Begin
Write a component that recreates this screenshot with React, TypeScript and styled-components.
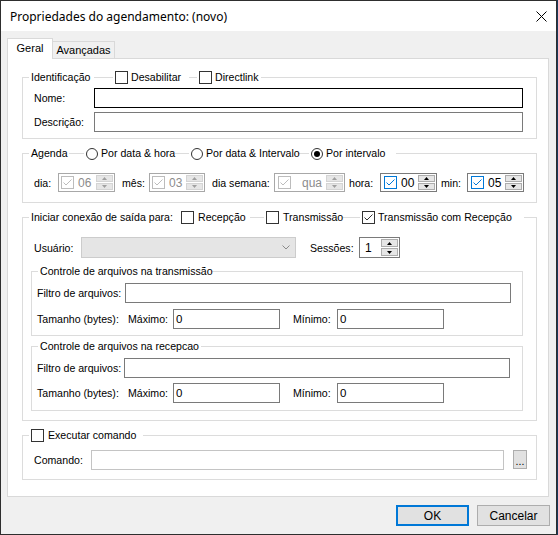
import React from "react";
import styled, { createGlobalStyle } from "styled-components";

const GlobalStyle = createGlobalStyle`
  html, body { margin: 0; padding: 0; background: #1b3a5c; }
  body {
    font-family: "Liberation Sans", Arial, sans-serif;
    font-size: 10.6px;
    color: #000;
  }
  * { box-sizing: border-box; }
`;

const Window = styled.div`
  width: 557px;
  height: 535px;
  border: 1px solid #2e2e2e;
  background: #f0f0f0;
  display: flex;
  flex-direction: column;
`;

const TitleBar = styled.div`
  height: 30px;
  flex-shrink: 0;
  background: #fff;
  display: flex;
  align-items: center;
  justify-content: space-between;
  padding: 0 9px 0 9px;
`;

const Title = styled.span`
  font-family: "Noto Sans", "Liberation Sans", sans-serif;
  font-size: 12px;
  color: #000;
`;

const CloseGlyph = styled.svg`
  width: 11px;
  height: 11px;
  display: block;
`;

const Body = styled.div`
  flex: 1;
  display: flex;
  flex-direction: column;
  padding: 7px 6px 8px 6px;
`;

const TabStrip = styled.div`
  height: 20px;
  display: flex;
  align-items: flex-end;
  position: relative;
  z-index: 1;
`;

const Tab = styled.div<{ $active?: boolean; $w: number }>`
  width: ${(p) => p.$w}px;
  height: ${(p) => (p.$active ? 21 : 17)}px;
  margin-bottom: ${(p) => (p.$active ? -1 : 0)}px;
  background: ${(p) => (p.$active ? "#fff" : "#f0f0f0")};
  border: 1px solid #d9d9d9;
  border-bottom: none;
  border-left: ${(p) => (p.$active ? "1px solid #d9d9d9" : "none")};
  display: flex;
  align-items: center;
  justify-content: center;
  padding-bottom: ${(p) => (p.$active ? 2 : 0)}px;
  font-size: 11px;
`;

const Panel = styled.div`
  width: 542px;
  height: 439px;
  background: #fff;
  border: 1px solid #d9d9d9;
  padding: 18px 11px 0 14px;
  display: flex;
  flex-direction: column;
  gap: 14px;
`;

const Group = styled.div<{ $pl: number; $pr?: number; $pb: number; $mt?: number }>`
  border: 1px solid #dcdcdc;
  display: flex;
  flex-direction: column;
  padding: 0 ${(p) => p.$pr ?? 13}px ${(p) => p.$pb}px ${(p) => p.$pl}px;
  margin-top: ${(p) => p.$mt ?? 0}px;
  flex-shrink: 0;
`;

const GroupHeader = styled.div<{ $inset: number; $mb: number }>`
  display: flex;
  align-items: center;
  height: 13px;
  margin-top: -7px;
  margin-left: -${(p) => p.$inset}px;
  margin-bottom: ${(p) => p.$mb}px;
`;

const HeadItem = styled.label<{ $ml: number; $w: number; $gap?: number }>`
  display: flex;
  align-items: center;
  gap: ${(p) => p.$gap ?? 3}px;
  height: 13px;
  width: ${(p) => p.$w}px;
  margin-left: ${(p) => p.$ml}px;
  padding-left: 2px;
  background: #fff;
  white-space: nowrap;
  flex-shrink: 0;
  line-height: 13px;
`;

const Row = styled.div<{ $h: number; $mt?: number; $ml?: number }>`
  display: flex;
  align-items: center;
  height: ${(p) => p.$h}px;
  margin-top: ${(p) => p.$mt ?? 0}px;
  margin-left: ${(p) => p.$ml ?? 0}px;
  flex-shrink: 0;
`;

const Label = styled.span<{ $w: number; $pl?: number; $ml?: number }>`
  width: ${(p) => p.$w}px;
  padding-left: ${(p) => p.$pl ?? 0}px;
  margin-left: ${(p) => p.$ml ?? 0}px;
  white-space: nowrap;
  flex-shrink: 0;
`;

const TextBox = styled.div<{ $w: number; $tone?: "focus" | "normal" | "light" }>`
  width: ${(p) => p.$w}px;
  height: 20px;
  flex-shrink: 0;
  background: #fff;
  border: 1px solid
    ${(p) => (p.$tone === "focus" ? "#000" : p.$tone === "light" ? "#c4c4c4" : "#7a7a7a")};
  display: flex;
  align-items: center;
  padding-left: 2px;
  font-size: 11.5px;
`;

const Combo = styled.div<{ $w: number }>`
  width: ${(p) => p.$w}px;
  height: 21px;
  flex-shrink: 0;
  background: #e5e5e5;
  border: 1px solid #cccccc;
  display: flex;
  align-items: center;
  justify-content: flex-end;
  padding-right: 5px;
`;

const Box = styled.span<{ $tone: "normal" | "off" | "blue" }>`
  width: 13px;
  height: 13px;
  flex-shrink: 0;
  background: #fff;
  border: 1px solid
    ${(p) => (p.$tone === "blue" ? "#0078d7" : p.$tone === "off" ? "#bcbcbc" : "#333")};
  display: inline-flex;
`;

const Radio = styled.span<{ $on?: boolean }>`
  width: 12px;
  height: 12px;
  flex-shrink: 0;
  border: 1px solid #333;
  border-radius: 50%;
  background: #fff;
  display: inline-flex;
  align-items: center;
  justify-content: center;
  &::after {
    content: "";
    width: 6px;
    height: 6px;
    border-radius: 50%;
    background: ${(p) => (p.$on ? "#000" : "transparent")};
  }
`;

const Spin = styled.div<{ $w: number; $h?: number; $off?: boolean; $pl?: number }>`
  width: ${(p) => p.$w}px;
  height: ${(p) => p.$h ?? 19}px;
  flex-shrink: 0;
  background: #fff;
  border: 1px solid ${(p) => (p.$off ? "#a8a8a8" : "#7a7a7a")};
  display: flex;
  align-items: center;
  padding: 0 1px 0 ${(p) => p.$pl ?? 2}px;
`;

const SpinValue = styled.span<{ $off?: boolean; $right?: boolean }>`
  flex: 1;
  padding-left: ${(p) => (p.$right ? 0 : 4)}px;
  padding-right: ${(p) => (p.$right ? 4 : 0)}px;
  text-align: ${(p) => (p.$right ? "right" : "left")};
  color: ${(p) => (p.$off ? "#8c8c8c" : "#000")};
  font-size: 12px;
`;

const SpinButtons = styled.div`
  width: 17px;
  align-self: stretch;
  margin: 1px 0;
  display: flex;
  flex-direction: column;
  gap: 1px;
`;

const SpinButton = styled.span<{ $off?: boolean }>`
  flex: 1;
  background: #e6e6e6;
  border: 1px solid ${(p) => (p.$off ? "#d4d4d4" : "#adadad")};
  display: flex;
  align-items: center;
  justify-content: center;
`;

const SmallButton = styled.div`
  width: 14px;
  height: 19px;
  margin-left: 9px;
  margin-top: -1px;
  background: #e1e1e1;
  border: 1px solid #adadad;
  display: flex;
  align-items: flex-end;
  justify-content: center;
  padding-bottom: 3px;
  line-height: 8px;
  flex-shrink: 0;
`;

const ButtonRow = styled.div`
  margin-top: 8px;
  display: flex;
  justify-content: flex-end;
  gap: 8px;
`;

const DialogButton = styled.div<{ $primary?: boolean }>`
  width: 73px;
  height: 21px;
  background: #e1e1e1;
  border: ${(p) => (p.$primary ? "2px solid #0078d7" : "1px solid #adadad")};
  display: flex;
  align-items: center;
  justify-content: center;
  font-size: 12px;
`;

type Tone = "normal" | "off" | "blue";

const CheckBox = ({ checked, tone = "normal" }: { checked?: boolean; tone?: Tone }) => {
  const color = tone === "blue" ? "#0078d7" : tone === "off" ? "#bcbcbc" : "#333";
  return (
    <Box $tone={tone}>
      {checked && (
        <svg width="11" height="11" viewBox="0 0 11 11">
          <polyline points="1.5,5.5 4,8 9.5,2.5" fill="none" stroke={color} strokeWidth="1" />
        </svg>
      )}
    </Box>
  );
};

const Arrow = ({ up, off }: { up?: boolean; off?: boolean }) => (
  <svg width="5" height="3" viewBox="0 0 5 3">
    <polygon points={up ? "0,3 2.5,0 5,3" : "0,0 5,0 2.5,3"} fill={off ? "#a0a0a0" : "#000"} />
  </svg>
);

const Spinner = ({
  w,
  h,
  value,
  off,
  check,
  right,
  pl,
}: {
  w: number;
  h?: number;
  value: string;
  off?: boolean;
  check?: Tone;
  right?: boolean;
  pl?: number;
}) => (
  <Spin $w={w} $h={h} $off={off} $pl={pl}>
    {check && <CheckBox checked tone={check} />}
    <SpinValue $off={off} $right={right}>
      {value}
    </SpinValue>
    <SpinButtons>
      <SpinButton $off={off}>
        <Arrow up off={off} />
      </SpinButton>
      <SpinButton $off={off}>
        <Arrow off={off} />
      </SpinButton>
    </SpinButtons>
  </Spin>
);

const Chevron = () => (
  <svg width="8" height="5" viewBox="0 0 8 5">
    <polyline points="0.5,0.5 4,4 7.5,0.5" fill="none" stroke="#8a8a8a" strokeWidth="1" />
  </svg>
);

const SizeRow = ({ mt }: { mt: number }) => (
  <Row $h={20} $mt={mt}>
    <Label $w={91}>Tamanho (bytes):</Label>
    <Label $w={45}>Máximo:</Label>
    <TextBox $w={107}>0</TextBox>
    <Label $w={44} $ml={13}>
      Mínimo:
    </Label>
    <TextBox $w={107}>0</TextBox>
  </Row>
);

export default function App() {
  return (
    <>
      <GlobalStyle />
      <Window>
        <TitleBar>
          <Title>Propriedades do agendamento: (novo)</Title>
          <CloseGlyph viewBox="0 0 11 11">
            <path d="M0.5,0.5 L10.5,10.5 M10.5,0.5 L0.5,10.5" stroke="#000" strokeWidth="1" />
          </CloseGlyph>
        </TitleBar>
        <Body>
          <TabStrip>
            <Tab $active $w={46}>
              Geral
            </Tab>
            <Tab $w={62}>Avançadas</Tab>
          </TabStrip>
          <Panel>
            <Group $pl={11} $pb={6}>
              <GroupHeader $inset={11} $mb={4}>
                <HeadItem $ml={6} $w={65}>
                  Identificação
                </HeadItem>
                <HeadItem $ml={19} $w={76}>
                  <CheckBox />
                  Desabilitar
                </HeadItem>
                <HeadItem $ml={8} $w={64}>
                  <CheckBox />
                  Directlink
                </HeadItem>
              </GroupHeader>
              <Row $h={20}>
                <Label $w={60}>Nome:</Label>
                <TextBox $w={429} $tone="focus" />
              </Row>
              <Row $h={20} $mt={4}>
                <Label $w={60}>Descrição:</Label>
                <TextBox $w={429} />
              </Row>
            </Group>

            <Group $pl={11} $pb={10}>
              <GroupHeader $inset={11} $mb={13}>
                <HeadItem $ml={6} $w={40}>
                  Agenda
                </HeadItem>
                <HeadItem $ml={15} $w={91}>
                  <Radio />
                  Por data &amp; hora
                </HeadItem>
                <HeadItem $ml={14} $w={109}>
                  <Radio />
                  Por data &amp; Intervalo
                </HeadItem>
                <HeadItem $ml={11} $w={87}>
                  <Radio $on />
                  Por intervalo
                </HeadItem>
              </GroupHeader>
              <Row $h={19}>
                <Label $w={24}>dia:</Label>
                <Spinner w={57} value="06" off check="off" />
                <Label $w={34} $pl={7}>
                  mês:
                </Label>
                <Spinner w={56} value="03" off check="off" />
                <Label $w={69} $pl={7}>
                  dia semana:
                </Label>
                <Spinner w={71} value="qua" off check="off" right pl={3} />
                <Label $w={35} $pl={4}>
                  hora:
                </Label>
                <Spinner w={57} value="00" check="blue" pl={3} />
                <Label $w={30} $pl={4}>
                  min:
                </Label>
                <Spinner w={57} value="05" check="blue" pl={3} />
              </Row>
            </Group>

            <Group $pl={8} $pb={9}>
              <GroupHeader $inset={8} $mb={13}>
                <HeadItem $ml={6} $w={150}>
                  Iniciar conexão de saída para:
                </HeadItem>
                <HeadItem $ml={0} $w={71} $gap={4}>
                  <CheckBox />
                  Recepção
                </HeadItem>
                <HeadItem $ml={14} $w={79} $gap={4}>
                  <CheckBox />
                  Transmissão
                </HeadItem>
                <HeadItem $ml={17} $w={164} $gap={3}>
                  <CheckBox checked />
                  Transmissão com Recepção
                </HeadItem>
              </GroupHeader>
              <Row $h={21} $ml={3}>
                <Label $w={47}>Usuário:</Label>
                <Combo $w={215}>
                  <Chevron />
                </Combo>
                <Label $w={49} $ml={14}>
                  Sessões:
                </Label>
                <Spinner w={41} h={21} value="1" pl={1} />
              </Row>

              <Group $pl={5} $pr={11} $pb={6} $mt={13}>
                <GroupHeader $inset={5} $mb={5}>
                  <HeadItem $ml={6} $w={174}>
                    Controle de arquivos na transmissão
                  </HeadItem>
                </GroupHeader>
                <Row $h={20}>
                  <Label $w={88}>Filtro de arquivos:</Label>
                  <TextBox $w={386} />
                </Row>
                <SizeRow mt={6} />
              </Group>

              <Group $pl={5} $pr={11} $pb={7} $mt={10}>
                <GroupHeader $inset={5} $mb={5}>
                  <HeadItem $ml={6} $w={163}>
                    Controle de arquivos na recepcao
                  </HeadItem>
                </GroupHeader>
                <Row $h={20}>
                  <Label $w={87}>Filtro de arquivos:</Label>
                  <TextBox $w={386} />
                </Row>
                <SizeRow mt={5} />
              </Group>
            </Group>

            <Group $pl={11} $pb={9}>
              <GroupHeader $inset={11} $mb={8}>
                <HeadItem $ml={6} $w={114} $gap={4}>
                  <CheckBox />
                  Executar comando
                </HeadItem>
              </GroupHeader>
              <Row $h={20}>
                <Label $w={57}>Comando:</Label>
                <TextBox $w={413} $tone="light" />
                <SmallButton>...</SmallButton>
              </Row>
            </Group>
          </Panel>
          <ButtonRow>
            <DialogButton $primary>OK</DialogButton>
            <DialogButton>Cancelar</DialogButton>
          </ButtonRow>
        </Body>
      </Window>
    </>
  );
}
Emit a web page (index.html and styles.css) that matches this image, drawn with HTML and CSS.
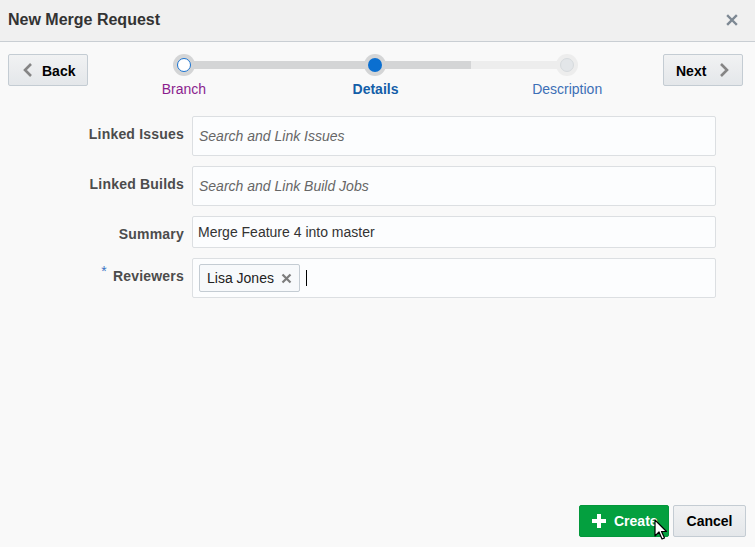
FILE: index.html
```html
<!DOCTYPE html>
<html>
<head>
<meta charset="utf-8">
<link rel="stylesheet" href="styles.css">
</head>
<body>
<div class="dialog">
  <div class="header">
    <div class="title">New Merge Request</div>
    <svg class="close" width="12" height="12" viewBox="0 0 12 12"><path d="M2 2L10 10M10 2L2 10" stroke="#7d8893" stroke-width="2.4" stroke-linecap="square"/></svg>
  </div>
  <div class="nav">
    <button class="btn btn-back">
      <svg width="12" height="16" viewBox="0 0 12 16"><path d="M9 2L3 8L9 14" fill="none" stroke="#858585" stroke-width="2.6"/></svg>
      <span>Back</span>
    </button>
    <div class="train">
      <div class="step visited">
        <div class="ring"><div class="dot"></div></div>
        <div class="label">Branch</div>
      </div>
      <div class="step current">
        <div class="ring"><div class="dot"></div></div>
        <div class="label">Details</div>
      </div>
      <div class="step future">
        <div class="ring"><div class="dot"></div></div>
        <div class="label">Description</div>
      </div>
    </div>
    <button class="btn btn-next">
      <span>Next</span>
      <svg width="12" height="16" viewBox="0 0 12 16"><path d="M3 2L9 8L3 14" fill="none" stroke="#858585" stroke-width="2.6"/></svg>
    </button>
  </div>
  <div class="form">
    <div class="row">
      <div class="flabel">Linked Issues</div>
      <div class="field tall"><span class="ph">Search and Link Issues</span></div>
    </div>
    <div class="row">
      <div class="flabel">Linked Builds</div>
      <div class="field tall"><span class="ph">Search and Link Build Jobs</span></div>
    </div>
    <div class="row">
      <div class="flabel">Summary</div>
      <div class="field short"><span class="val">Merge Feature 4 into master</span></div>
    </div>
    <div class="row">
      <div class="flabel"><span class="req">*</span>Reviewers</div>
      <div class="field tall chips">
        <span class="chip">Lisa Jones<svg width="11" height="11" viewBox="0 0 11 11"><path d="M1.5 1.5L9.5 9.5M9.5 1.5L1.5 9.5" stroke="#7c7c7c" stroke-width="2.2"/></svg></span>
        <span class="caret"></span>
      </div>
    </div>
  </div>
  <div class="footer">
    <button class="btn btn-create">
      <svg width="16" height="16" viewBox="0 0 16 16"><path d="M8 1V15M1 8H15" stroke="#fff" stroke-width="4"/></svg>
      <span>Create</span>
      <svg class="pointer" width="14" height="22" viewBox="0 0 14 22"><path d="M1 1L1 17L5 13L8 20L10.5 19L7.5 12.5L12.5 12.5Z" fill="#fff" stroke="#000" stroke-width="1.2" stroke-linejoin="round"/></svg>
    </button>
    <button class="btn btn-cancel">Cancel</button>
  </div>
</div>
</body>
</html>
```

FILE: styles.css
```css
* { box-sizing: border-box; }
html, body { margin: 0; padding: 0; }
body {
  font-family: "Liberation Sans", Arial, sans-serif;
  background: #f9f9f9;
  color: #333;
}
.dialog {
  width: 755px;
  height: 547px;
  display: flex;
  flex-direction: column;
  background: #f9f9f9;
}
.header {
  height: 42px;
  background: #f0f0f0;
  border-bottom: 1px solid #c9ced3;
  display: flex;
  align-items: center;
  justify-content: space-between;
  padding: 0 17px 2px 8px;
  flex: none;
}
.title {
  font-size: 16px;
  font-weight: bold;
  color: #333;
}
.close { display: block; }

.btn {
  font-family: "Liberation Sans", Arial, sans-serif;
  font-size: 14px;
  font-weight: bold;
  color: #000;
  height: 32px;
  border: 1px solid #c4ccd3;
  border-radius: 2px;
  background: linear-gradient(#f1f2f3, #e4e7ea);
  display: flex;
  align-items: center;
  padding: 0;
  cursor: pointer;
}
.nav {
  display: flex;
  align-items: flex-start;
  padding: 12px 12px 0 8px;
  flex: none;
}
.btn-back {
  width: 80px;
  padding-left: 13px;
  gap: 8px;
}
.btn-next {
  width: 80px;
  padding-left: 12px;
  gap: 12px;
}
.btn-back span, .btn-next span { padding-top: 1px; }
.train {
  flex: 1;
  display: grid;
  grid-template-columns: 1fr 1fr 1fr;
  position: relative;
}
.train::before {
  content: "";
  position: absolute;
  top: 7px;
  height: 8px;
  left: 16.67%;
  right: 16.67%;
  background: linear-gradient(to right, #d4d5d6 0, #d4d5d6 75%, #ededed 75%, #ededed 100%);
}
.step {
  display: flex;
  flex-direction: column;
  align-items: center;
  position: relative;
}
.ring {
  width: 22px;
  height: 22px;
  border-radius: 50%;
  background: #d4d5d6;
  display: flex;
  align-items: center;
  justify-content: center;
}
.dot {
  width: 14px;
  height: 14px;
  border-radius: 50%;
}
.visited .dot { background: #fff; border: 1.5px solid #1a73d0; }
.current .dot { background: #0b6fd0; }
.future .ring { background: #ededed; }
.future .dot { background: #e3e6e9; border: 1px solid #d6dadd; }
.label {
  font-size: 14px;
  margin-top: 5px;
  line-height: 16px;
}
.visited .label { color: #8b1e8e; }
.current .label { color: #145ea8; font-weight: bold; }
.future .label { color: #3d6fb6; }

.form {
  display: flex;
  flex-direction: column;
  gap: 10px;
  padding-top: 19px;
  flex: 1;
}
.row {
  display: flex;
  align-items: flex-start;
  gap: 8px;
}
.flabel {
  width: 184px;
  text-align: right;
  font-size: 14px;
  font-weight: bold;
  color: #4c4c4c;
  line-height: 16px;
  padding-top: 10px;
  letter-spacing: 0.2px;
}
.req {
  color: #3b73c4;
  font-weight: normal;
  position: relative;
  top: -5px;
  margin-right: 6px;
}
.field {
  width: 524px;
  background: #fcfdfe;
  border: 1px solid #dcdfe2;
  border-radius: 2px;
  display: flex;
  align-items: center;
  padding-left: 6px;
  font-size: 14px;
}
.field.tall { height: 40px; }
.field.short { height: 32px; padding-left: 5px; }
.ph { font-style: italic; color: #666; }
.val { color: #333; }
.chips { gap: 6px; }
.chip {
  height: 28px;
  display: inline-flex;
  align-items: center;
  gap: 7px;
  padding: 0 7px 0 7px;
  border: 1px solid #c4ccd3;
  border-radius: 2px;
  background: #f7f9fb;
  color: #222;
}
.caret {
  width: 1px;
  height: 16px;
  background: #000;
}

.footer {
  display: flex;
  justify-content: flex-end;
  gap: 4px;
  padding: 0 9px 10px 0;
  flex: none;
}
.btn-create {
  width: 90px;
  background: #04a03f;
  border-color: #03973b;
  color: #fff;
  padding-left: 11px;
  gap: 7px;
  position: relative;
}
.pointer {
  position: absolute;
  left: 74px;
  top: 13px;
}
.btn-cancel {
  width: 73px;
  justify-content: center;
}
```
End
Pull every line containing the word "with" out of the material and copy it.

Write a component that recreates this screenshot with React, TypeScript and styled-components.
Emit a web page (index.html and styles.css) that matches this image, drawn with HTML and CSS.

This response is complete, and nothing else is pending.